In the screen shot enclosed the transparent windows are in the render view port.
When they are rendered they are completely opaque. I have tried a range of materials including glass, custom and physically based. The color is a mid grey.
Thanks Nathan, I downloaded your model, clicked render and got a fine result.
Now to dig in and see what is different in my settings. I’ll let you know.
Tony
Hi Nathan, Firstly I duplicated your settings. No success getting transparency in the renderings.
So copied your glass into the file. No success. So imported your glass. Yes, that worked for a few renderings but then went opaque black.

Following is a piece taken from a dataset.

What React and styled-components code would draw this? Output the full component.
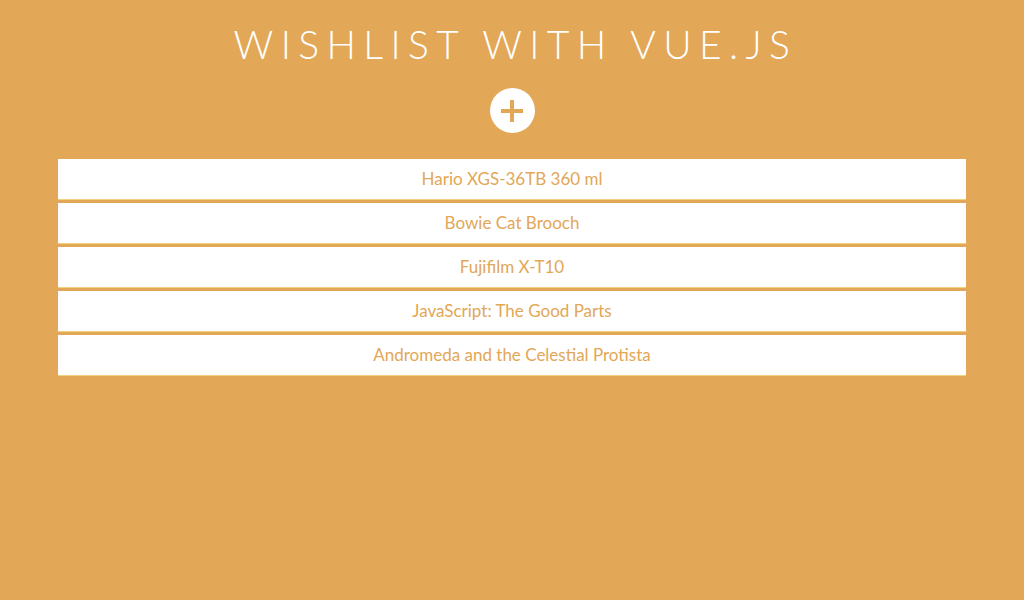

I think the problem is more widespread than the glass. Rhino 8 works OK when I first open a file, but gradually becomes very laggy. All kinds of functions stop working (eg snaps don’t snap) until I have to reboot Rhino to get functionality back. Rhino 7 works fine as always.
This sounds like RH-82080 Rhino becomes slow after multiple documents have been opened. I’ve also spend a day trying to gather information for that topic on a related tangent (memory usage). It is being worked on but I don’t know when a fix will be found and made available.